In the interest of furthering my knowledge about those topics, I’m planning on posting a series of topics and questions that I sincerely hope you all will respond to. In the eventuality that this work leads to a publication, anyone who responds here or via email will be duly credited.
Many, many thanks for reading, and/or taking the time to explore these issues with me.
On to the first question: WHAT DO YOU BELIEVE WERE THE SOCIAL AND EVOLUTIONARY BENEFITS/REWARDS OF THE DEVELOPMENT OF MIRROR NEURONS AND BODY SYNCHRONY IN HORSES AND HUMANS? WHAT ARE THE REWARDS NOW AND HOW CAN WE EXPLOIT THEM FOR MUTUAL BENEFIT?
I’m thinking about the evolutionary and biological precursors of the herd instinct. According to Frans De Waal, as a reflex, and as a biological entity, the herd instinct (and even man as a social animal) goes way back to the deepest, oldest layers of our brains. We share these layers not just with other mammals, but even with “lower” orders such as amphibians and fish. Even as humans began to hunt the savannas, we were still prey animals. Individuals hide within a larger herd to increase security from predators.* De Waal stresses security as the first and foremost reason for social life, and how predation forces individuals together, on both sides of the equation: predator and prey. Needless to say, when reading this, I thought immediately of horses and humans, and how they relate among themselves and to one another.
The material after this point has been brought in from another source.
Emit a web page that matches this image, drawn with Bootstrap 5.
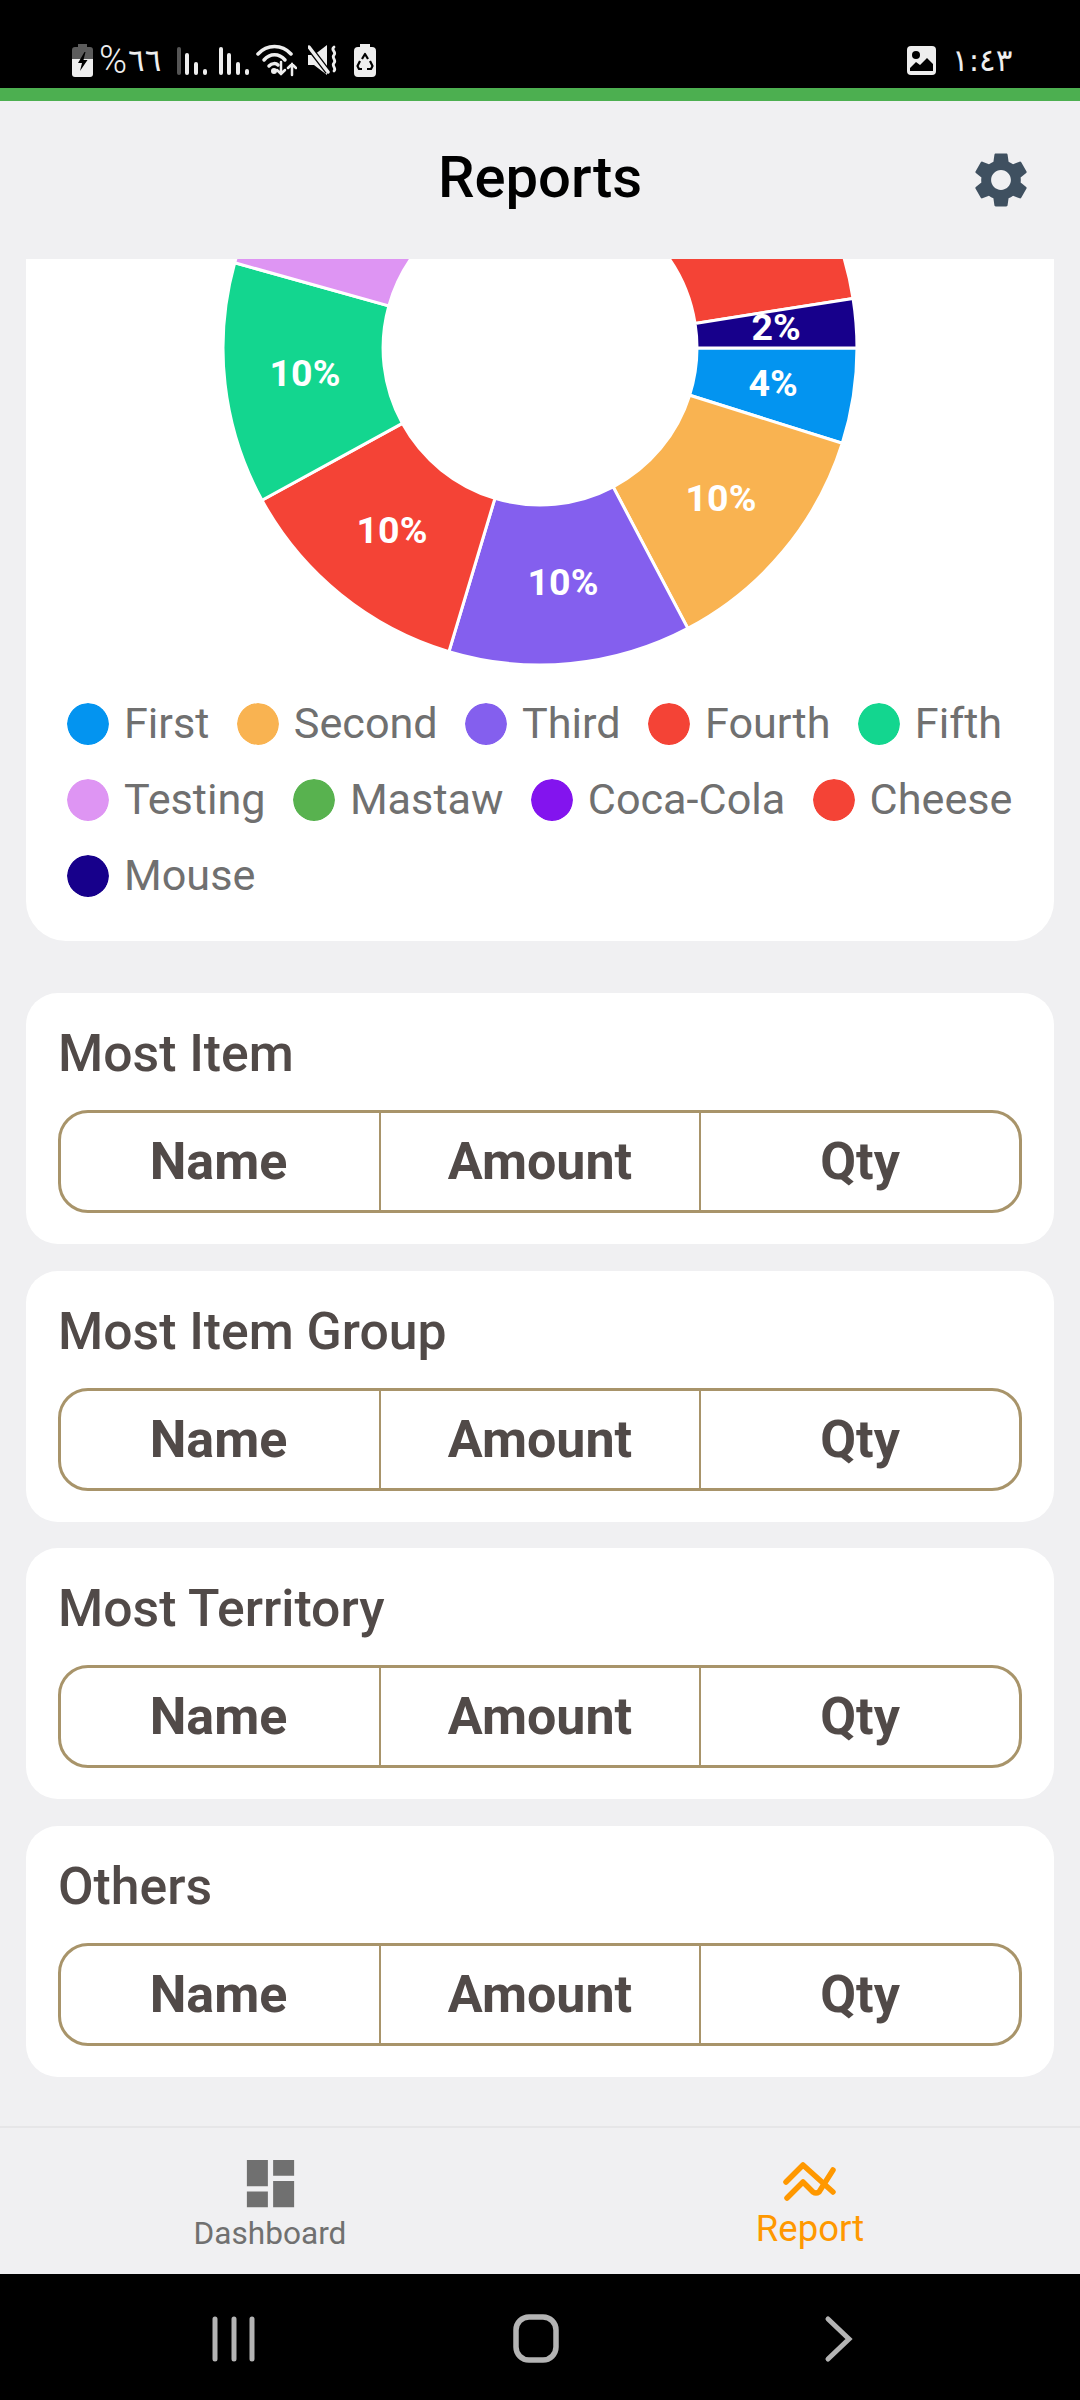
<!DOCTYPE html>
<html lang="en">
<head>
<meta charset="utf-8">
<title>Reports</title>
<link href="https://cdn.jsdelivr.net/npm/bootstrap@5.3.0/dist/css/bootstrap.min.css" rel="stylesheet">
<style>
html,body{margin:0;width:1080px;height:2400px;overflow:hidden}
body{font-family:Roboto,"Liberation Sans",sans-serif;background:#f0f0f2}
.phone{width:1080px;height:2400px}
.sysbar{height:88px;background:#000;padding:44px 72px 0;color:#eee;align-items:flex-start}
.sb-pct{font-size:38px;line-height:33px;margin-left:6px;width:29px;font-weight:300}
.sb-digits{font-family:"DejaVu Sans",sans-serif;font-size:31px;line-height:33px;letter-spacing:-3px;width:60px}
.sb-time{font-family:"DejaVu Sans",sans-serif;font-size:31px;line-height:32px;letter-spacing:-4px;margin-left:16px;width:56px}
.sb-g1{margin-left:-11px}.sb-g2{margin-left:11px}.sb-g3{margin-left:6px}.sb-g4{margin-left:11px}.sb-g5{margin-left:16px}
.sb-pic{margin-top:2px}
.strip{height:13px;background:#4caf50}
.appbar{height:158px;background:#f0f0f2;position:relative}
.appbar-title{font-size:58px;font-weight:500;color:#000;margin:0 0 6px;line-height:1}
.gear{position:absolute;left:968px;top:46px}
.scroller{height:1867px;padding:0 26px}
.panel{background:#fff;border-radius:32px;margin-bottom:26.5px}
.panel-chart{border-radius:0 0 40px 40px;height:682px;margin-bottom:52px}
.panel-chart svg{display:block}
.pie-label{font-family:Roboto,sans-serif;font-weight:700;font-size:37.500px;fill:#fff;text-anchor:middle;dominant-baseline:central}
.legend-box{padding:29px 20px 0 41px;column-gap:27.300px;row-gap:26px}
.legend-item{gap:15px;height:50px;font-size:43.200px;line-height:50px;color:#707070}
.swatch{width:42px;height:42px;border-radius:50%;display:block}
.panel-data{height:251px;padding:32px 32px 0}
.panel-title{font-size:51.700px;font-weight:500;line-height:58px;color:#514a48;margin:0 0 27px}
.data-head{height:103px;border:3px solid #a8946a;border-radius:30px}
.data-cell{flex:1 1 0;font-size:52px;font-weight:700;color:#514a48;border-left:2px solid #a8946a;line-height:97px;text-align:center}
.data-cell:first-child{border-left:0;text-indent:-3px}
.tabbar{height:148px;background:#f0f0f2;border-top:2px solid #e6e6e8}
.tab{flex:1 1 0;text-align:center;padding-top:24px}
.tab-report{padding-top:30px}
.tab svg{display:block;margin:0 auto}
.tab-label{font-size:31.600px;line-height:36px;color:#707070;margin-top:1px}
.tab-on{font-size:36.500px;line-height:42px;color:#ff9800}
.navkeys{height:126px;background:#000}
.navkeys svg{position:absolute;top:0;left:0}
</style>
</head>
<body>
<div class="phone d-flex flex-column">
  <div class="sysbar d-flex">
    <svg width="21" height="33" viewBox="0 0 21 33"><path d="M6 0h9v3h3a3 3 0 0 1 3 3v9H0V6a3 3 0 0 1 3-3h3z" fill="#5c5c5c"/><path d="M0 15h21v15a3 3 0 0 1-3 3H3a3 3 0 0 1-3-3z" fill="#eee"/><path d="M12.500 8 6 19h4l-2 8 7.500-11h-4l2-8z" fill="#000"/></svg>
    <span class="sb-pct">%</span>
    <span class="sb-digits" dir="ltr">٦٦</span>
    <svg width="31" height="33" viewBox="0 0 31 33" class="sb-g1"><g fill="#eee"><rect x="0" y="3" width="4" height="28" rx="2" fill="#555"/><rect x="8" y="9" width="4" height="22" rx="2"/><rect x="17" y="18" width="4" height="13" rx="2"/><rect x="26" y="25" width="4" height="6" rx="2"/></g></svg>
    <svg width="31" height="33" viewBox="0 0 31 33" class="sb-g2"><g fill="#eee"><rect x="0" y="3" width="4" height="28" rx="2"/><rect x="8" y="9" width="4" height="22" rx="2"/><rect x="17" y="18" width="4" height="13" rx="2"/><rect x="26" y="25" width="4" height="6" rx="2"/></g></svg>
    <svg width="41" height="33" viewBox="0 0 41 33" class="sb-g3"><g fill="none" stroke="#eee" stroke-width="3.500" stroke-linecap="round"><path d="M2 10C11 0 26 0 35 10"/><path d="M8 16C14 9 23 9 29 16"/><path d="M13 22C16 19 20 19 22 21"/><path d="M25 18v12M21 26l4 4 4-4" stroke-width="2.500"/><path d="M36 31V20M32 24l4-4 4 4" stroke-width="2.500"/></g><circle cx="18" cy="27" r="3" fill="#eee"/></svg>
    <svg width="30" height="33" viewBox="0 0 30 33" class="sb-g4"><path d="M0 11h6L19 1v30L6 21H0z" fill="#eee"/><path d="M1 3l19 25" stroke="#000" stroke-width="6"/><path d="M1 3l19 25" stroke="#eee" stroke-width="3.500" stroke-linecap="round"/><path d="M26 3c-4 3 3 5 0 8s3 5 0 8 3 5 0 8" fill="none" stroke="#eee" stroke-width="2.800" stroke-linecap="round"/></svg>
    <svg width="22" height="33" viewBox="0 0 22 33" class="sb-g5"><path d="M6 0h10v3h2a4 4 0 0 1 4 4v22a4 4 0 0 1-4 4H4a4 4 0 0 1-4-4V7a4 4 0 0 1 4-4h2z" fill="#eee"/><g fill="none" stroke="#000" stroke-width="2.200" stroke-linejoin="round"><path d="M8 15l3-5 3 5"/><path d="M16 17l2.500 5-1.500 3h-4"/><path d="M8 25H5l-1.500-3 2.500-5"/></g></svg>
    <div class="flex-grow-1"></div>
    <svg width="29" height="29" viewBox="0 0 29 29" class="sb-pic"><rect width="29" height="29" rx="4" fill="#eee"/><circle cx="9" cy="9" r="4" fill="#000"/><path d="M3 25v-3l6-6 4 3 7-7 6 6v7z" fill="#000"/></svg>
    <span class="sb-time" dir="ltr">١:٤٣</span>
  </div>
  <div class="strip"></div>
  <div class="appbar d-flex align-items-center justify-content-center">
    <h1 class="appbar-title">Reports</h1>
    <svg class="gear" width="66" height="66" viewBox="0 0 24 24"><path fill="#3f5060" d="M19.140 12.940c.04-.3.06-.61.06-.94 0-.32-.02-.64-.07-.94l2.030-1.580c.18-.14.23-.41.12-.61l-1.920-3.320c-.12-.22-.37-.29-.59-.22l-2.390.96c-.5-.38-1.030-.7-1.620-.94l-.36-2.540c-.04-.24-.24-.41-.48-.41h-3.840c-.24 0-.43.17-.47.41l-.36 2.540c-.59.24-1.130.57-1.620.94l-2.390-.96c-.22-.08-.47 0-.59.22L2.740 8.870c-.12.21-.08.47.12.61l2.030 1.580c-.05.3-.09.63-.09.94s.02.64.07.94l-2.030 1.580c-.18.14-.23.41-.12.61l1.920 3.320c.12.22.37.29.59.22l2.390-.96c.5.38 1.030.7 1.620.94l.36 2.540c.05.24.24.41.48.41h3.840c.24 0 .44-.17.47-.41l.36-2.540c.59-.24 1.130-.56 1.620-.94l2.390.96c.22.08.47 0 .59-.22l1.920-3.320c.12-.22.07-.47-.12-.61l-2.010-1.580zM12 15.600c-1.980 0-3.600-1.620-3.600-3.600s1.620-3.600 3.600-3.600 3.600 1.620 3.600 3.600-1.620 3.600-3.600 3.600z"/></svg>
  </div>
  <div class="scroller overflow-hidden">
    <div class="panel panel-chart">
      <svg width="1028" height="411" viewBox="26 259 1028 411">
        <g stroke="#fff" stroke-width="3" transform="translate(540 348) scale(1.0063) translate(-540 -347)">
          <path fill="#0394f0" d="M855 347A315 315 0 0 1 840.400 441.700L688.700 393.900A156 156 0 0 0 696 347Z"/>
          <path fill="#f9b351" d="M840.400 441.700A315 315 0 0 1 686.900 625.600L612.700 485A156 156 0 0 0 688.700 393.900Z"/>
          <path fill="#845fee" d="M686.900 625.600A315 315 0 0 1 449.500 648.700L495.200 496.400A156 156 0 0 0 612.700 485Z"/>
          <path fill="#f44336" d="M449.500 648.700A315 315 0 0 1 263.700 498.300L403.200 421.900A156 156 0 0 0 495.200 496.400Z"/>
          <path fill="#13d68f" d="M263.700 498.300A315 315 0 0 1 236.600 262.300L389.800 305.100A156 156 0 0 0 403.200 421.900Z"/>
          <path fill="#de95f3" d="M236.600 262.300A315 315 0 0 1 382.500 74.200L462 211.900A156 156 0 0 0 389.800 305.100Z"/>
          <path fill="#58b24f" d="M382.500 74.200A315 315 0 0 1 616.200 41.400L577.800 195.700A156 156 0 0 0 462 211.900Z"/>
          <path fill="#8314ee" d="M616.200 41.400A315 315 0 0 1 781.300 144.500L659.500 246.600A156 156 0 0 0 577.800 195.700Z"/>
          <path fill="#f44336" d="M781.300 144.500A315 315 0 0 1 851.100 297.700L694.100 322.600A156 156 0 0 0 659.500 246.600Z"/>
          <path fill="#17008b" d="M851.100 297.700A315 315 0 0 1 855 347L696 347A156 156 0 0 0 694.100 322.600Z"/>
        </g>
        <text class="pie-label" x="776" y="327">2%</text>
        <text class="pie-label" x="773" y="383">4%</text>
        <text class="pie-label" x="721" y="498">10%</text>
        <text class="pie-label" x="563" y="582">10%</text>
        <text class="pie-label" x="392" y="530">10%</text>
        <text class="pie-label" x="305" y="373">10%</text>
      </svg>
      <div class="legend-box d-flex flex-wrap">
        <div class="legend-item d-flex align-items-center"><svg class="swatch" viewBox="0 0 2 2"><circle cx="1" cy="1" r="1" fill="#0394f0"/></svg>First</div>
        <div class="legend-item d-flex align-items-center"><svg class="swatch" viewBox="0 0 2 2"><circle cx="1" cy="1" r="1" fill="#f9b351"/></svg>Second</div>
        <div class="legend-item d-flex align-items-center"><svg class="swatch" viewBox="0 0 2 2"><circle cx="1" cy="1" r="1" fill="#845fee"/></svg>Third</div>
        <div class="legend-item d-flex align-items-center"><svg class="swatch" viewBox="0 0 2 2"><circle cx="1" cy="1" r="1" fill="#f44336"/></svg>Fourth</div>
        <div class="legend-item d-flex align-items-center"><svg class="swatch" viewBox="0 0 2 2"><circle cx="1" cy="1" r="1" fill="#13d68f"/></svg>Fifth</div>
        <div class="legend-item d-flex align-items-center"><svg class="swatch" viewBox="0 0 2 2"><circle cx="1" cy="1" r="1" fill="#de95f3"/></svg>Testing</div>
        <div class="legend-item d-flex align-items-center"><svg class="swatch" viewBox="0 0 2 2"><circle cx="1" cy="1" r="1" fill="#58b24f"/></svg>Mastaw</div>
        <div class="legend-item d-flex align-items-center"><svg class="swatch" viewBox="0 0 2 2"><circle cx="1" cy="1" r="1" fill="#8314ee"/></svg>Coca-Cola</div>
        <div class="legend-item d-flex align-items-center"><svg class="swatch" viewBox="0 0 2 2"><circle cx="1" cy="1" r="1" fill="#f44336"/></svg>Cheese</div>
        <div class="legend-item d-flex align-items-center"><svg class="swatch" viewBox="0 0 2 2"><circle cx="1" cy="1" r="1" fill="#17008b"/></svg>Mouse</div>
      </div>
    </div>
    <div class="panel panel-data">
      <h2 class="panel-title">Most Item</h2>
      <div class="data-head d-flex"><div class="data-cell">Name</div><div class="data-cell">Amount</div><div class="data-cell">Qty</div></div>
    </div>
    <div class="panel panel-data">
      <h2 class="panel-title">Most Item Group</h2>
      <div class="data-head d-flex"><div class="data-cell">Name</div><div class="data-cell">Amount</div><div class="data-cell">Qty</div></div>
    </div>
    <div class="panel panel-data">
      <h2 class="panel-title">Most Territory</h2>
      <div class="data-head d-flex"><div class="data-cell">Name</div><div class="data-cell">Amount</div><div class="data-cell">Qty</div></div>
    </div>
    <div class="panel panel-data">
      <h2 class="panel-title">Others</h2>
      <div class="data-head d-flex"><div class="data-cell">Name</div><div class="data-cell">Amount</div><div class="data-cell">Qty</div></div>
    </div>
  </div>
  <div class="tabbar d-flex">
    <div class="tab">
      <svg width="63" height="63" viewBox="0 0 24 24"><path fill="#707070" d="M3 13h8V3H3v10zm0 8h8v-6H3v6zm10 0h8V11h-8v10zm0-18v6h8V3h-8z"/></svg>
      <div class="tab-label">Dashboard</div>
    </div>
    <div class="tab tab-report">
      <svg width="60" height="50" viewBox="780 2158 60 50"><g fill="none" stroke="#ff9800" stroke-width="5.500" stroke-linecap="round" stroke-linejoin="round"><path d="M786 2182l17-17 30 27"/><path d="M787 2198l16-16 10 10q3 2 6 0l14-22"/></g></svg>
      <div class="tab-on">Report</div>
    </div>
  </div>
  <div class="navkeys position-relative">
    <svg width="1080" height="126" viewBox="0 2274 1080 126"><g fill="none" stroke="#b4b4b4" stroke-linecap="round"><path d="M215 2319v40M234 2319v40M252 2319v40" stroke-width="5"/><rect x="516" y="2317" width="40" height="43" rx="13" stroke-width="5.500"/><path d="M828 2319l21 20-21 20" stroke-width="5"/></g></svg>
  </div>
</div>
</body>
</html>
I am wondering about the roles of mirror neurons** and body synchrony*** in both horses and humans.
Thanks for thinking!
* Frans de Waal, The Age of Empathy, p 19.
***Body Synchrony: (whether it is via the pathway of mirror neurons is unknown) the mechanism by which animals move in coordinated movement. Think of large schools of tiny fish rapidly changing direction to avoid a shark, or thousands of wildebeest changing course upon an unseen cue, or, in a scenario more familiar to most of us, a herd of horses doing the same. Even humans make use of body synchrony in conversation, etc., and enjoy such processes as walking in step, dancing, and singing.